For twenty-five years I had studied the development of the Israeli sovereign legal language in the West Bank. I monitored how the Israeli state was being extended into the Occupied Territories through the acquisition of land and its registration in the Israel Land Authority. How large areas were being defined as Israeli Regional Councils and included within Israel. How the planning schemes were changed, how one area after another became to all intents and purposes annexed to Israel, and our towns and villages were left as islands within those Israeli extensions, fulfilling Ariel Sharon’s promise made in the early eighties that Israel was going to leave ‘an entirely different map of the country’. It was all done ostensibly through ‘legal’ manoeuvres, using the law enforce in the West Bank because formally speaking the West Bank was not annexed to Israel. To understand and fight this was my war.”

Concluding comments

I found the book very easy to read albeit quite painful as it brings home the continuing experiences of West Bank Palestinians since 1967 as their land has steadily been expropriated by force.

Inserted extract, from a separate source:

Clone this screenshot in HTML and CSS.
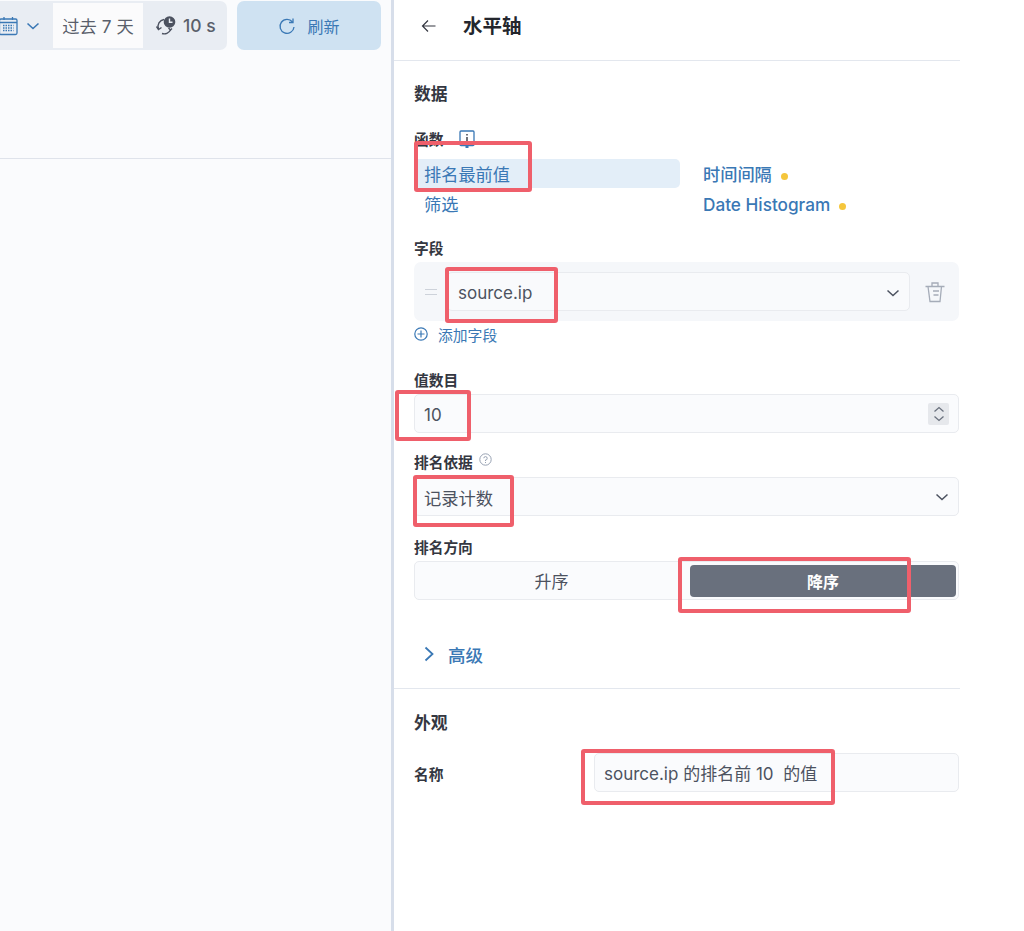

My knowledge of West Bank geography was not sufficiently detailed to enable me to properly follow the walks. While writing this review I have used Google maps. Although that helps, I suspect it would be quite challenging to follow the walks using the Google maps due to some lack of detail. Also some of the locations appear to have changed their names under the impact of Israel's settlement project. However Google Earth has some beautiful photographs of the countryside covered by the maps which make it very easy to understand the sense of loss that the author feels as his country is expropriated.

I encourage people to read the book as it gives one a much stronger understanding of how Palestinians relate to their land and how they feel about it being expropriated. While the subject matter of the book is fundamentally political (hence the Orwell prize) the text is primarily devoted to describing the author’s walks through the landscape itself as well as his struggles with the Israeli legal system.